>> begin Information shown
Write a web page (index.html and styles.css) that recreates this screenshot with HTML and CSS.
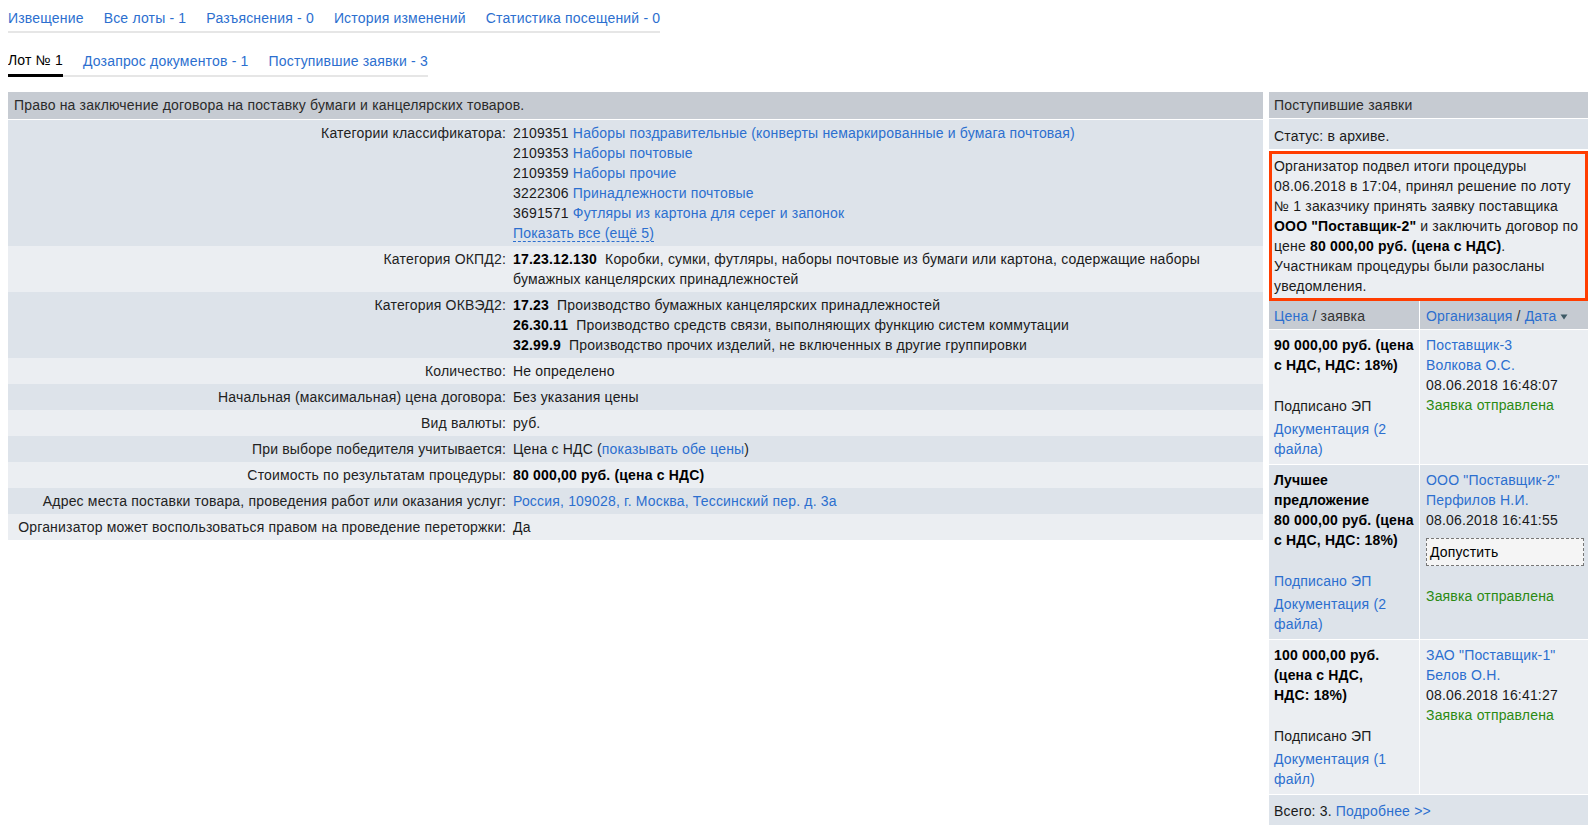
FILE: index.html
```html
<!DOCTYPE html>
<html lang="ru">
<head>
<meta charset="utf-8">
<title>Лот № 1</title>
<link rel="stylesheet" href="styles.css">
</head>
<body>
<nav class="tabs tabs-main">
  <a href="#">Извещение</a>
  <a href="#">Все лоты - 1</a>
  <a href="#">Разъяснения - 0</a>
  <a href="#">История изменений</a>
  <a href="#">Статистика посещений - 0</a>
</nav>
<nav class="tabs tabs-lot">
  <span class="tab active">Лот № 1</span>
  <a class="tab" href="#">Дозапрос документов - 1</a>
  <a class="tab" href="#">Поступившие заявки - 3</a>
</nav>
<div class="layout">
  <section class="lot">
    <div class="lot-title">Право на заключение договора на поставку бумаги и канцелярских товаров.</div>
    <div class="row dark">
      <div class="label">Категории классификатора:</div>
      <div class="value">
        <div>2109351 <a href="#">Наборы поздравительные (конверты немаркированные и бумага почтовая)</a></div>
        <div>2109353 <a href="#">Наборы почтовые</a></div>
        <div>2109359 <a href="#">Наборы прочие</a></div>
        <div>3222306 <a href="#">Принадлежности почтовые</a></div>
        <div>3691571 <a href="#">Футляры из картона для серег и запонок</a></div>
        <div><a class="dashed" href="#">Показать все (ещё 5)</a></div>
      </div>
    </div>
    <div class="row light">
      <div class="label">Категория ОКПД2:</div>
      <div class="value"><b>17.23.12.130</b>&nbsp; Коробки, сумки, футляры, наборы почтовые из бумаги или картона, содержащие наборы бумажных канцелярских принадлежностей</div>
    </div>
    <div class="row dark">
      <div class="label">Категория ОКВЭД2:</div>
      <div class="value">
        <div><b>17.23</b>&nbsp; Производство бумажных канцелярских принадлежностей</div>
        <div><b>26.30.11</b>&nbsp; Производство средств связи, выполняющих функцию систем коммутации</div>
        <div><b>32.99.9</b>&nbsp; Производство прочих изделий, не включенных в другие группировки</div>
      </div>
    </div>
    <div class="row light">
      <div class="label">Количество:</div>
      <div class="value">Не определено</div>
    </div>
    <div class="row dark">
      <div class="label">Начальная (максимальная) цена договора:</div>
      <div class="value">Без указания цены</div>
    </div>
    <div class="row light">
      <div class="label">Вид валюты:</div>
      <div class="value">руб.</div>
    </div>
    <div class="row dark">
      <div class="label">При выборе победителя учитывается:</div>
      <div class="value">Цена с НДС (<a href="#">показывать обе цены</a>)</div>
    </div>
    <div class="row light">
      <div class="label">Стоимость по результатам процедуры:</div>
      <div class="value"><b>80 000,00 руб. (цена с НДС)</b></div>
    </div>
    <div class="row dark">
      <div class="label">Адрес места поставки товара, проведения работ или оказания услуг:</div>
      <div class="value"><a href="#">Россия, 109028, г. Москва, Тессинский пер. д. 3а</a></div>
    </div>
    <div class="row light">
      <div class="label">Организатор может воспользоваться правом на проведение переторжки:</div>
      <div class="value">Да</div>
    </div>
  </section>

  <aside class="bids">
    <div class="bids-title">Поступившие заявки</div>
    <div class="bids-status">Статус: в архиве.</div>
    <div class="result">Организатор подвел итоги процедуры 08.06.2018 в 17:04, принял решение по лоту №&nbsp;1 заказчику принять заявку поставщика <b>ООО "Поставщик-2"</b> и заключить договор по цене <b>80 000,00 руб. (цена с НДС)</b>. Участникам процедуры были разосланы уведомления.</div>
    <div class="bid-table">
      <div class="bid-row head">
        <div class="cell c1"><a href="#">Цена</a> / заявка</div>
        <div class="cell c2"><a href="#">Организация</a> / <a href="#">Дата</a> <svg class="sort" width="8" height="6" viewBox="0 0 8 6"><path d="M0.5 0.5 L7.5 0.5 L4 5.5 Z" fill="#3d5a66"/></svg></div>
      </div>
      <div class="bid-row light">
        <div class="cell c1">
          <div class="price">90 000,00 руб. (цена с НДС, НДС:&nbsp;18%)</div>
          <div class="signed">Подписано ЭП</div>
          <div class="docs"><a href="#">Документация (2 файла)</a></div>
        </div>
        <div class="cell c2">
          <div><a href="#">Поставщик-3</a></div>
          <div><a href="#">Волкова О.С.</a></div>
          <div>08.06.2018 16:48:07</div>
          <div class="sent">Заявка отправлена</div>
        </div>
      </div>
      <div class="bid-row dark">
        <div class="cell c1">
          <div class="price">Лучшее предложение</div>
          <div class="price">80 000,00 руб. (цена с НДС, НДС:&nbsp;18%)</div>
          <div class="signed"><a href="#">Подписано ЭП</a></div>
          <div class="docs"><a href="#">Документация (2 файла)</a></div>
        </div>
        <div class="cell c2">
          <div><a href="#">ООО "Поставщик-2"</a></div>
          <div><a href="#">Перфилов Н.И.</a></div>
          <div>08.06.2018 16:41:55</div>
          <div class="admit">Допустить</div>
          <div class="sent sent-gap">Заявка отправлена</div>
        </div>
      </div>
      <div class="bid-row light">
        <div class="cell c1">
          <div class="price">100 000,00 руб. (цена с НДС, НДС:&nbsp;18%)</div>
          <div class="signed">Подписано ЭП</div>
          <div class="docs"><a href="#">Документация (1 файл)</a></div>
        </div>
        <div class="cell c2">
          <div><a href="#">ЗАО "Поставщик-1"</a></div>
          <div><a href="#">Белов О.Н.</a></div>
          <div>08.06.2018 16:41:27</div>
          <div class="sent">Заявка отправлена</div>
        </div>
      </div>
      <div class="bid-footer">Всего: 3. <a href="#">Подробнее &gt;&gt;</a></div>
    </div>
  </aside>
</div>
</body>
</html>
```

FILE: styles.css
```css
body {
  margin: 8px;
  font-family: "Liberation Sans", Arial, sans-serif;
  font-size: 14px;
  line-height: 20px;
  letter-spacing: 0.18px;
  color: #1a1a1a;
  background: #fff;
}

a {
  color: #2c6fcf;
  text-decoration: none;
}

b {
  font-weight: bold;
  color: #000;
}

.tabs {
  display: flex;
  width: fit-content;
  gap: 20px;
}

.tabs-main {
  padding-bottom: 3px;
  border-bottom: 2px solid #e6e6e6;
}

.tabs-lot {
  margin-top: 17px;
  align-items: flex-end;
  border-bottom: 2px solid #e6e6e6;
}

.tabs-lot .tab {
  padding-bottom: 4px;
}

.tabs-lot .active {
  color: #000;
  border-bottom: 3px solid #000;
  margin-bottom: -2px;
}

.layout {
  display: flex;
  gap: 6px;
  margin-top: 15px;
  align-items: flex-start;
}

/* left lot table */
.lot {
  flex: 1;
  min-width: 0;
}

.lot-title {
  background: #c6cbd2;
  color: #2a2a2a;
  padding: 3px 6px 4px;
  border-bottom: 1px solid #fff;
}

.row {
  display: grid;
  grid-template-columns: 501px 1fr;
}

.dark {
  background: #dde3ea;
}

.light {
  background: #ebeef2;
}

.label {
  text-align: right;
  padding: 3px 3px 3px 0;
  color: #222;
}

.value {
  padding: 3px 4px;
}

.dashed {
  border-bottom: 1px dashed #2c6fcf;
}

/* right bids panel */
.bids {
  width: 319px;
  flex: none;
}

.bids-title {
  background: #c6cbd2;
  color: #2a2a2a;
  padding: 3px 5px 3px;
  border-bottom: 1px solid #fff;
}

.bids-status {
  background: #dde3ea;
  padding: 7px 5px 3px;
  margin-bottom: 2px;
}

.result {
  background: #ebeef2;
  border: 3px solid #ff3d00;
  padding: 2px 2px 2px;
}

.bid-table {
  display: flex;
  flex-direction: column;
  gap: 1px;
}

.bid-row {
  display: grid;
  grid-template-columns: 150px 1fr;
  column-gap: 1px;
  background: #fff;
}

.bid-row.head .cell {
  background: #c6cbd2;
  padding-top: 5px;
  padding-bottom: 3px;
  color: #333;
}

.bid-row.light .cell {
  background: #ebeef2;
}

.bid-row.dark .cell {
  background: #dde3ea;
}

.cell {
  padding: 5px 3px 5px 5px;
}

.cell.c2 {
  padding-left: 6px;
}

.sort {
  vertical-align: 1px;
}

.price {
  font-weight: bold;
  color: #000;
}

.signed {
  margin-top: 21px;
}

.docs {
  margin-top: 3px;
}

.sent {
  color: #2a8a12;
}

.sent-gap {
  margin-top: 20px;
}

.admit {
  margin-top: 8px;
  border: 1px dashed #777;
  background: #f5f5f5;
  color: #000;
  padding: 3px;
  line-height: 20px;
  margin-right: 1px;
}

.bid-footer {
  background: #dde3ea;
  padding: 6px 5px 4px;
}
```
>> end Information shown
## Set task
Filter lines by "styles" and return each hit.

## Result below
Write a web page (index.html and styles.css) that recreates this screenshot with HTML and CSS.
<link rel="stylesheet" href="styles.css">
FILE: styles.css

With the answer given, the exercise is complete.